The real idea behind the testicular self-examination is to establish a good degree of familiarity with your testes. It's important to know your scrotum well enough to notice any changes that seem suspicious. Here are a few dependable signs that suggest something shady is going down:
· Hard lumps. Rock-hard lumps on the testicles can vary in size from a pea to a golf ball. These abnormal lumps will often feel as hard as bone and will almost always be present on only one testicle. It's very common for Joe Sixpack to mistake a harmless, congenital cyst for a malignancy; that's because it's impossible to tell the difference between the two during a TSE. It's best to let your doctor decide by using more sophisticated tests (See Step 4).
· Tenderness or general discomfort. A tender testis is rarely a sign of cancer, but anytime your testicles hurt without being bumped, it's a good idea to have them checked out by a doctor. Cancer-related testicular pain is usually associated with some bleeding, but an overly sensitive testicle could also suggest an inguinal hernia or epididymitis, an infection of the sperm-storing tube attached to the testicle. Either problem is treatable by a physician.

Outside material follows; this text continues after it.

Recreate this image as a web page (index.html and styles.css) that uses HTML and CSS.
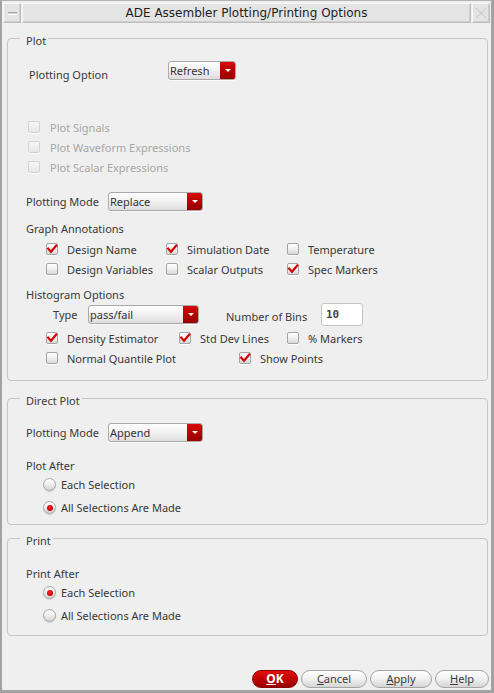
FILE: index.html
```html
<!DOCTYPE html>
<html>
<head>
<meta charset="utf-8">
<title>ADE Assembler Plotting/Printing Options</title>
<link rel="stylesheet" href="styles.css">
</head>
<body>
<div class="window">
  <div class="titlebar">
    <div class="tb-btn tb-min"><span class="dash"></span></div>
    <div class="tb-title">ADE Assembler Plotting/Printing Options</div>
    <div class="tb-btn tb-close">
      <svg width="12" height="12" viewBox="0 0 12 12"><path d="M1 1 L11 11 M11 1 L1 11" stroke="#c4c4c4" stroke-width="1.4" stroke-dasharray="1.2 1.2" fill="none"/></svg>
    </div>
  </div>

  <div class="content">
    <fieldset class="group g-plot">
      <legend>Plot</legend>
      <div class="row r-popt">
        <span class="lbl lbl-popt">Plotting Option</span>
        <div class="combo c-refresh"><span class="ct">Refresh</span><span class="arrow"></span></div>
      </div>

      <div class="dis-list">
        <div class="chk dis"><span class="box"></span><span>Plot Signals</span></div>
        <div class="chk dis"><span class="box"></span><span>Plot Waveform Expressions</span></div>
        <div class="chk dis"><span class="box"></span><span>Plot Scalar Expressions</span></div>
      </div>

      <div class="row r-mode">
        <span class="lbl lbl-mode">Plotting Mode</span>
        <div class="combo c-mode"><span class="ct">Replace</span><span class="arrow"></span></div>
      </div>

      <div class="heading h-graph">Graph Annotations</div>
      <div class="grid-ann">
        <div class="chk on w120"><span class="box"><svg viewBox="0 0 12 12"><path d="M2.2 5.6 L5 8.8 L10.2 2.6"/></svg></span><span>Design Name</span></div>
        <div class="chk on w121"><span class="box"><svg viewBox="0 0 12 12"><path d="M2.2 5.6 L5 8.8 L10.2 2.6"/></svg></span><span>Simulation Date</span></div>
        <div class="chk"><span class="box"></span><span>Temperature</span></div>
        <div class="chk w120"><span class="box"></span><span>Design Variables</span></div>
        <div class="chk w121"><span class="box"></span><span>Scalar Outputs</span></div>
        <div class="chk on"><span class="box"><svg viewBox="0 0 12 12"><path d="M2.2 5.6 L5 8.8 L10.2 2.6"/></svg></span><span>Spec Markers</span></div>
      </div>

      <div class="heading h-hist">Histogram Options</div>
      <div class="row r-type">
        <span class="lbl lbl-type">Type</span>
        <div class="combo c-type"><span class="ct">pass/fail</span><span class="arrow"></span></div>
        <span class="lbl lbl-bins">Number of Bins</span>
        <div class="field">10</div>
      </div>
      <div class="hist-checks">
        <div class="hrow">
          <div class="chk on w133"><span class="box"><svg viewBox="0 0 12 12"><path d="M2.2 5.6 L5 8.8 L10.2 2.6"/></svg></span><span>Density Estimator</span></div>
          <div class="chk on w108"><span class="box"><svg viewBox="0 0 12 12"><path d="M2.2 5.6 L5 8.8 L10.2 2.6"/></svg></span><span>Std Dev Lines</span></div>
          <div class="chk"><span class="box"></span><span>% Markers</span></div>
        </div>
        <div class="hrow">
          <div class="chk w193"><span class="box"></span><span>Normal Quantile Plot</span></div>
          <div class="chk on"><span class="box"><svg viewBox="0 0 12 12"><path d="M2.2 5.6 L5 8.8 L10.2 2.6"/></svg></span><span>Show Points</span></div>
        </div>
      </div>
    </fieldset>

    <fieldset class="group g-direct">
      <legend>Direct Plot</legend>
      <div class="row r-mode r-mode2">
        <span class="lbl lbl-mode">Plotting Mode</span>
        <div class="combo c-mode"><span class="ct">Append</span><span class="arrow"></span></div>
      </div>
      <div class="heading h-after">Plot After</div>
      <div class="radios">
        <div class="rad"><span class="dot"></span><span>Each Selection</span></div>
        <div class="rad on"><span class="dot"></span><span>All Selections Are Made</span></div>
      </div>
    </fieldset>

    <fieldset class="group g-print">
      <legend>Print</legend>
      <div class="heading h-after h-print">Print After</div>
      <div class="radios">
        <div class="rad on"><span class="dot"></span><span>Each Selection</span></div>
        <div class="rad"><span class="dot"></span><span>All Selections Are Made</span></div>
      </div>
    </fieldset>
  </div>

  <div class="buttons">
    <div class="btn ok"><u>O</u>K</div>
    <div class="btn b-cancel"><u>C</u>ancel</div>
    <div class="btn b-apply"><u>A</u>pply</div>
    <div class="btn b-help"><u>H</u>elp</div>
  </div>
</div>
</body>
</html>
```

FILE: styles.css
```css
* { box-sizing: border-box; }
html, body { margin: 0; padding: 0; }
body {
  width: 494px;
  height: 693px;
  overflow: hidden;
  background: #efefef;
  font-family: "Noto Sans", "Open Sans", sans-serif;
  font-size: 11px;
  line-height: 15px;
  color: #383838;
}

.window {
  width: 494px;
  height: 693px;
  display: flex;
  flex-direction: column;
  background: #efefef;
  border-left: 2px solid #a2a2a2;
  border-top: 1px solid #b4b4b4;
  border-right: 3px solid #a2a2a2;
  border-bottom: 3px solid #a2a2a2;
}

/* title bar */
.titlebar {
  display: flex;
  height: 20px;
  margin: 2px 1px 0 1px;
  gap: 1px;
}
.tb-btn, .tb-title {
  border: 1px solid #bdbdbd;
  border-top-color: #f8f8f8;
  border-left-color: #f8f8f8;
  background: #e4e4e4;
  box-shadow: inset -1px -1px 0 #cfcfcf;
}
.tb-btn {
  width: 18px;
  display: flex;
  align-items: center;
  justify-content: center;
}
.tb-title {
  flex: 1;
  text-align: center;
  font-family: "DejaVu Sans", sans-serif;
  font-size: 12px;
  line-height: 18px;
  color: #1e1e1e;
}
.dash {
  width: 9px;
  height: 3px;
  border-top: 1px solid #a8a8a8;
  border-bottom: 1px solid #ffffff;
  background: #d4d4d4;
}

/* content */
.content {
  display: flex;
  flex-direction: column;
}
.group {
  margin: 0 3px 0 5px;
  padding: 0;
  border: 1px solid #c6c6c6;
  border-radius: 4px;
  min-width: 0;
}
.group legend {
  margin-left: 12px;
  padding: 4px 2px 0 6px;
  line-height: 15px;
  color: #3a3a3a;
}
.g-plot { margin-top: 6px; padding-bottom: 12px; }
.g-direct { margin-top: 8px; padding-bottom: 5px; }
.g-print { margin-top: 4px; padding-bottom: 8px; }

.row { display: flex; align-items: flex-start; }
.lbl { white-space: nowrap; }

.r-popt { margin-top: 13px; padding-left: 21px; height: 19px; }
.lbl-popt { width: 139px; margin-top: 6px; }

.dis-list { margin-top: 37px; padding-left: 20px; }

.r-mode { margin-top: 15px; padding-left: 18px; height: 19px; }
.r-mode2 { margin-top: 15px; }
.lbl-mode { width: 82px; margin-top: 2px; }

.heading { padding-left: 18px; }
.h-graph { margin-top: 10px; }
.h-hist { margin-top: 8px; }
.h-after { margin-top: 16px; }
.h-print { margin-top: 18px; }

/* combo boxes */
.combo {
  display: flex;
  height: 19px;
  border: 1px solid #a9a9a9;
  border-radius: 3px;
  overflow: hidden;
  background: linear-gradient(#fefefe, #f2f2f2 45%, #dedede);
  box-shadow: 0 1px 0 rgba(255,255,255,0.7);
}
.combo .ct {
  flex: 1;
  padding: 0 0 0 1px;
  line-height: 15px;
  margin-top: 1px;
  color: #333;
}
.combo .arrow {
  width: 15px;
  background: linear-gradient(#d80a0a, #b40000 55%, #960000);
  display: flex;
  align-items: center;
  justify-content: center;
}
.combo .arrow::after {
  content: "";
  width: 0;
  height: 0;
  border-left: 3px solid transparent;
  border-right: 3px solid transparent;
  border-top: 3px solid #ffffff;
}
.c-refresh { width: 68px; }
.c-mode { width: 95px; }
.c-type { width: 111px; height: 19px; }

/* checkboxes */
.chk {
  display: flex;
  align-items: center;
  height: 20px;
  white-space: nowrap;
}
.chk .box {
  width: 12px;
  height: 12px;
  flex: none;
  margin-right: 9px;
  border: 1px solid #a4a4a4;
  border-radius: 2px;
  background: linear-gradient(#ffffff, #f3f3f3 40%, #d9d9d9);
  box-shadow: 0 1px 0 rgba(255,255,255,0.8);
  display: flex;
}
.chk .box svg { width: 12px; height: 12px; margin: -1px; }
.chk .box svg path {
  fill: none;
  stroke: #d40000;
  stroke-width: 2.2;
  stroke-linecap: square;
  stroke-linejoin: miter;
}
.chk.dis { color: #a6a6a6; }
.chk.dis .box {
  border-color: #d2d2d2;
  background: linear-gradient(#f8f8f8, #e6e6e6);
  margin-right: 10px;
}

.grid-ann { display: flex; flex-wrap: wrap; margin-top: 3px; padding-left: 38px; }
.w120 { width: 120px; }
.w121 { width: 121px; }
.w133 { width: 133px; }
.w108 { width: 108px; }
.w193 { width: 193px; }
.grid-ann .chk:nth-child(3n) { width: 200px; }

.r-type { margin-top: 1px; padding-left: 45px; align-items: center; }
.lbl-type { width: 35px; }
.lbl-bins { width: 95px; margin-left: 27px; margin-top: 3px; }
.field {
  width: 42px;
  height: 23px;
  border: 1px solid #c4c4c4;
  border-radius: 3px;
  background: #ffffff;
  padding-left: 4px;
  font-family: "DejaVu Sans Mono", monospace;
  font-weight: bold;
  font-size: 11px;
  line-height: 21px;
  color: #444;
}

.hist-checks { margin-top: 2px; padding-left: 38px; }
.hrow { display: flex; }

/* radios */
.radios { padding-left: 35px; }
.rad {
  display: flex;
  align-items: center;
  height: 23px;
  white-space: nowrap;
}
.rad .dot {
  width: 13px;
  height: 13px;
  flex: none;
  margin-right: 5px;
  border: 1px solid #a6a6a6;
  border-radius: 50%;
  background: linear-gradient(#ffffff, #f0f0f0 45%, #d2d2d2);
  box-shadow: 0 1px 1px rgba(0,0,0,0.12);
  display: flex;
  align-items: center;
  justify-content: center;
}
.rad.on .dot::after {
  content: "";
  width: 6px;
  height: 6px;
  border-radius: 50%;
  background: radial-gradient(circle at 45% 40%, #ff2a2a, #d20000 60%, #a00000);
}

/* buttons */
.buttons {
  margin-top: auto;
  margin-bottom: 2px;
  display: flex;
  justify-content: flex-end;
  gap: 3px;
  padding-right: 2px;
}
.btn {
  height: 18px;
  border: 1px solid #a4a4a4;
  border-radius: 9px;
  background: linear-gradient(#ffffff, #f2f2f2 45%, #d6d6d6);
  text-align: center;
  line-height: 16px;
  color: #3a3a3a;
  font-size: 11px;
}
.btn u { text-decoration: underline; text-underline-offset: 1px; }
.ok {
  width: 46px;
  background: linear-gradient(#e21010, #c00000 50%, #9a0000);
  border-color: #8a0000;
  color: #ffffff;
  font-weight: bold;
  font-size: 12px;
}
.b-cancel { width: 66px; }
.b-apply { width: 62px; }
.b-help { width: 54px; }
```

· Hardness in the entire testicle. This is usually the result of a hydrocele, a cystic mass in the testicle. A leaky hernia, prior trauma or infection could cause one of these fluid-filled sacs to show up where you'd like it the least, but fear not: Hydroceles are easily treatable, too.
· Discharge from the penis. Though rarely an indication of cancer, a non-ejaculatory discharge from the penis during TSE could suggest a sexually transmitted disease (STD), in which case you should consult a physician-not to mention your lover.

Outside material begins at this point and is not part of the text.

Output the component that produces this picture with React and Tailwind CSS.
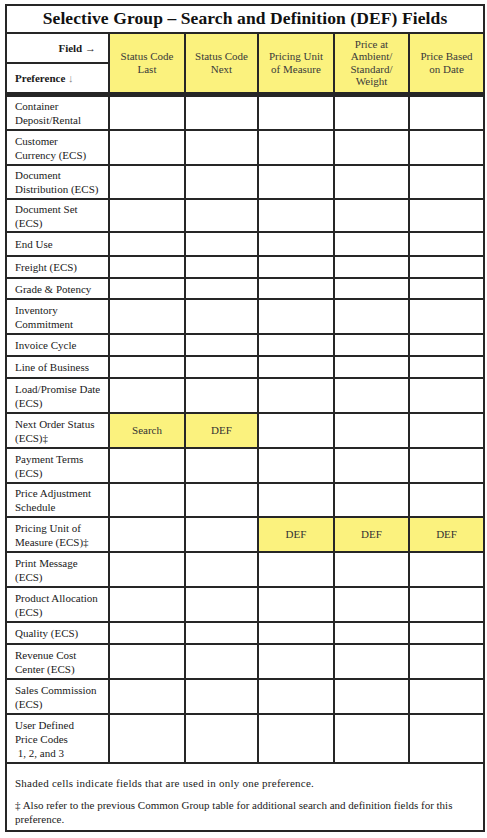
import React from 'react'

const B = 'border-2 border-[#262626]'
const YELLOW = 'bg-[#fbf27e]'

const FIELDS = [
  ['Status Code', 'Last'],
  ['Status Code', 'Next'],
  ['Pricing Unit', 'of Measure'],
  ['Price at', 'Ambient/', 'Standard/', 'Weight'],
  ['Price Based', 'on Date'],
]

// label lines, row height, shaded cells
const ROWS = [
  { label: ['Container', 'Deposit/Rental'], h: 36 },
  { label: ['Customer', 'Currency (ECS)'], h: 35 },
  { label: ['Document', 'Distribution (ECS)'], h: 34 },
  { label: ['Document Set', '(ECS)'], h: 33 },
  { label: ['End Use'], h: 24 },
  { label: ['Freight (ECS)'], h: 22 },
  { label: ['Grade & Potency'], h: 21 },
  { label: ['Inventory', 'Commitment'], h: 35 },
  { label: ['Invoice Cycle'], h: 22 },
  { label: ['Line of Business'], h: 22 },
  { label: ['Load/Promise Date', '(ECS)'], h: 35 },
  { label: ['Next Order Status', '(ECS)‡'], h: 35, cells: { 0: 'Search', 1: 'DEF' } },
  { label: ['Payment Terms', '(ECS)'], h: 35 },
  { label: ['Price Adjustment', 'Schedule'], h: 34 },
  { label: ['Pricing Unit of', 'Measure (ECS)‡'], h: 35, cells: { 2: 'DEF', 3: 'DEF', 4: 'DEF' } },
  { label: ['Print Message', '(ECS)'], h: 35 },
  { label: ['Product Allocation', '(ECS)'], h: 35 },
  { label: ['Quality (ECS)'], h: 22 },
  { label: ['Revenue Cost', 'Center (ECS)'], h: 35 },
  { label: ['Sales Commission', '(ECS)'], h: 35 },
  { label: ['User Defined', 'Price Codes', '\u00a01, 2, and 3'], h: 49 },
]

function Lines({ lines }) {
  return lines.map((l, i) => <div key={i}>{l}</div>)
}

export default function App() {
  return (
    <div className="bg-white w-[487px] h-[838px] pt-[4px] pl-[5px] font-[family-name:'Liberation_Serif','Times_New_Roman',serif]">
      <table className="table-fixed border-collapse w-[478px] text-[11px] text-[#1a1a1a] font-[family-name:'Liberation_Serif','Times_New_Roman',serif]">
        <colgroup>
          <col className="w-[103px]" />
          <col className="w-[76px]" />
          <col className="w-[73px]" />
          <col className="w-[76px]" />
          <col className="w-[75px]" />
          <col className="w-[75px]" />
        </colgroup>
        <tbody>
          <tr className="h-[28px]">
            <td colSpan={6} className={`${B} text-center font-bold text-[17.5px] tracking-[0.1px] leading-none text-[#111]`}>
              Selective Group – Search and Definition (DEF) Fields
            </td>
          </tr>
          <tr className="h-[30px]">
            <td className={`${B} text-right pr-[12px] font-bold align-middle`}>Field →</td>
            {FIELDS.map((f, i) => (
              <td key={i} rowSpan={2} className={`${B} border-b-[5px] border-b-double ${YELLOW} text-center align-middle leading-[12.5px] text-[#3a3a3a]`}>
                <Lines lines={f} />
              </td>
            ))}
          </tr>
          <tr className="h-[31px]">
            <td className={`${B} border-b-[5px] border-b-double pl-[8px] font-bold align-middle`}>
              Preference <span className="text-[#888] font-normal">↓</span>
            </td>
          </tr>
          {ROWS.map((r, ri) => (
            <tr key={ri} style={{ height: r.h }}>
              <td className={`${B} pl-[8px] align-middle leading-[14px]`}>
                <Lines lines={r.label} />
              </td>
              {[0, 1, 2, 3, 4].map((c) => {
                const v = r.cells && r.cells[c]
                return (
                  <td key={c} className={`${B} text-center align-middle text-[#333] ${v ? YELLOW : ''}`}>
                    {v || ''}
                  </td>
                )
              })}
            </tr>
          ))}
          <tr className="h-[68px]">
            <td colSpan={6} className={`${B} pl-[8px] pt-[12px] pb-[4px] align-top leading-[14px]`}>
              <p className="tracking-[0.25px]">Shaded cells indicate fields that are used in only one preference.</p>
              <p className="mt-[8px]">‡ Also refer to the previous Common Group table for additional search and definition fields for this preference.</p>
            </td>
          </tr>
        </tbody>
      </table>
    </div>
  )
}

If you exhibit any of the telltale signs from Step 3, then go directly to your doctor. Hey, these are your testicles we're talking about. And while it's true that most abnormalities found during a TSE turn out to be benign, do you really want to risk losing your balls-or your life-simply because the doctor's office gives you the jitters? We didn't think so.
· In most cases, a TSE-prompted visit to the doctor will include a physical exam very much like the TSE itself, except conducted by the physician.

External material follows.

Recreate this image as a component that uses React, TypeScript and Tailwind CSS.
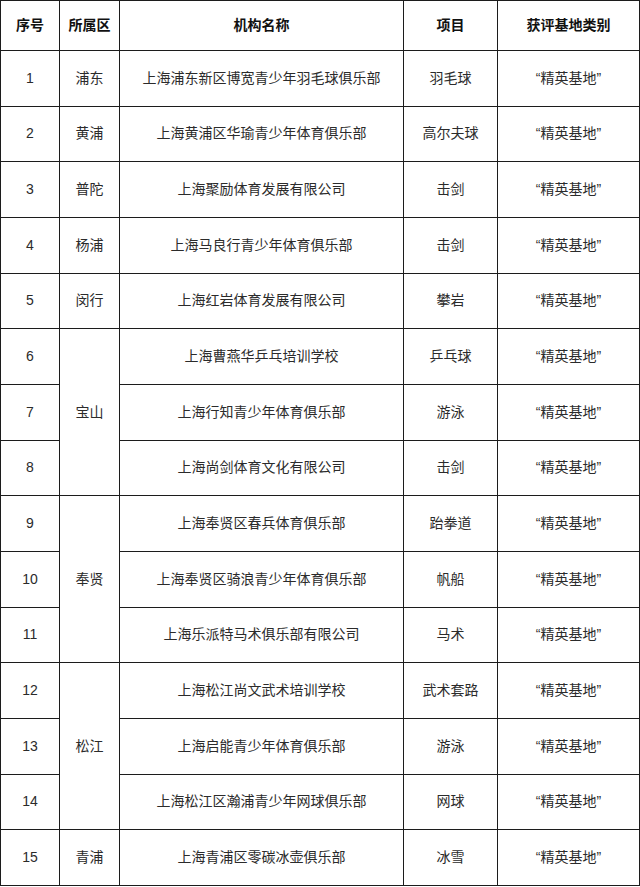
const rows: { no: number; district?: string; span?: number; org: string; item: string }[] = [
  { no: 1, district: "浦东", span: 1, org: "上海浦东新区博宽青少年羽毛球俱乐部", item: "羽毛球" },
  { no: 2, district: "黄浦", span: 1, org: "上海黄浦区华瑜青少年体育俱乐部", item: "高尔夫球" },
  { no: 3, district: "普陀", span: 1, org: "上海聚励体育发展有限公司", item: "击剑" },
  { no: 4, district: "杨浦", span: 1, org: "上海马良行青少年体育俱乐部", item: "击剑" },
  { no: 5, district: "闵行", span: 1, org: "上海红岩体育发展有限公司", item: "攀岩" },
  { no: 6, district: "宝山", span: 3, org: "上海曹燕华乒乓培训学校", item: "乒乓球" },
  { no: 7, org: "上海行知青少年体育俱乐部", item: "游泳" },
  { no: 8, org: "上海尚剑体育文化有限公司", item: "击剑" },
  { no: 9, district: "奉贤", span: 3, org: "上海奉贤区春兵体育俱乐部", item: "跆拳道" },
  { no: 10, org: "上海奉贤区骑浪青少年体育俱乐部", item: "帆船" },
  { no: 11, org: "上海乐派特马术俱乐部有限公司", item: "马术" },
  { no: 12, district: "松江", span: 3, org: "上海松江尚文武术培训学校", item: "武术套路" },
  { no: 13, org: "上海启能青少年体育俱乐部", item: "游泳" },
  { no: 14, org: "上海松江区瀚浦青少年网球俱乐部", item: "网球" },
  { no: 15, district: "青浦", span: 1, org: "上海青浦区零碳冰壶俱乐部", item: "冰雪" },
];

const cell = "border border-[#1c1c1c] text-center align-middle";

export default function App() {
  return (
    <div className="bg-white w-[640px] h-[887px] font-['Liberation_Sans','Noto_Sans_CJK_SC',sans-serif] text-[14px] text-[#2b2b2b]">
      <table className="border-collapse w-[639px] h-[886px] table-fixed">
        <colgroup>
          <col className="w-[59px]" />
          <col className="w-[60px]" />
          <col className="w-[284px]" />
          <col className="w-[94px]" />
          <col className="w-[142px]" />
        </colgroup>
        <thead>
          <tr className="h-[50px] font-bold text-[#111]">
            <th className={cell}>序号</th>
            <th className={cell}>所属区</th>
            <th className={cell}>机构名称</th>
            <th className={cell}>项目</th>
            <th className={cell}>获评基地类别</th>
          </tr>
        </thead>
        <tbody>
          {rows.map((r) => (
            <tr key={r.no} className="h-[55px]">
              <td className={cell}>{r.no}</td>
              {r.district && (
                <td className={cell} rowSpan={r.span}>
                  {r.district}
                </td>
              )}
              <td className={cell}>{r.org}</td>
              <td className={cell}>{r.item}</td>
              <td className={cell}>“精英基地”</td>
            </tr>
          ))}
        </tbody>
      </table>
    </div>
  );
}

· If the doctor shares your suspicions, then the next step is usually an ultrasound of the testicle-in-question. An ultrasound is a very hi-tech, very expensive machine that uses sound waves to look inside your scrotum and take snapshots. Doctors look at these images and try to determine whether or not the bump is a solid tumor or just a fluid-filled cyst. This is completely painless – it’s not even uncomfortable.
· If the bump isn't a cyst and looks threatening, then the doctor may also order a blood test to check for "cancer markers" in your bloodstream. These markers are just proteins that are by-products of a testicular malignancy; they won't hurt you, but they'll usually blow your cancer's cover.
· If all signs point to still point to cancer at this point, then the physician will usually recommend a radical inguinal orchiectomy. In other words, you will probably have to lose the afflicted testicle. But hang tough (if not a little to the left): If the cancer is localized, then the procedure shouldn't really change your life in any noticeable way. One testicle in your sac will make more than enough gametes to pass on your original family recipe of As, Cs, Ts and Gs. And though you might find sex a little awkward at first, rest assured, your prowess in the other sack shouldn't decline in the least. There are even saline prosthetics available to make you feel more like your old self.
In the event that the cancer has already spread out beyond the scrotum, the treatment becomes more involved. The longer you ignore cancer, the more likely you are to have to face chemotherapy or radiation treatments to kill off the cancer cells.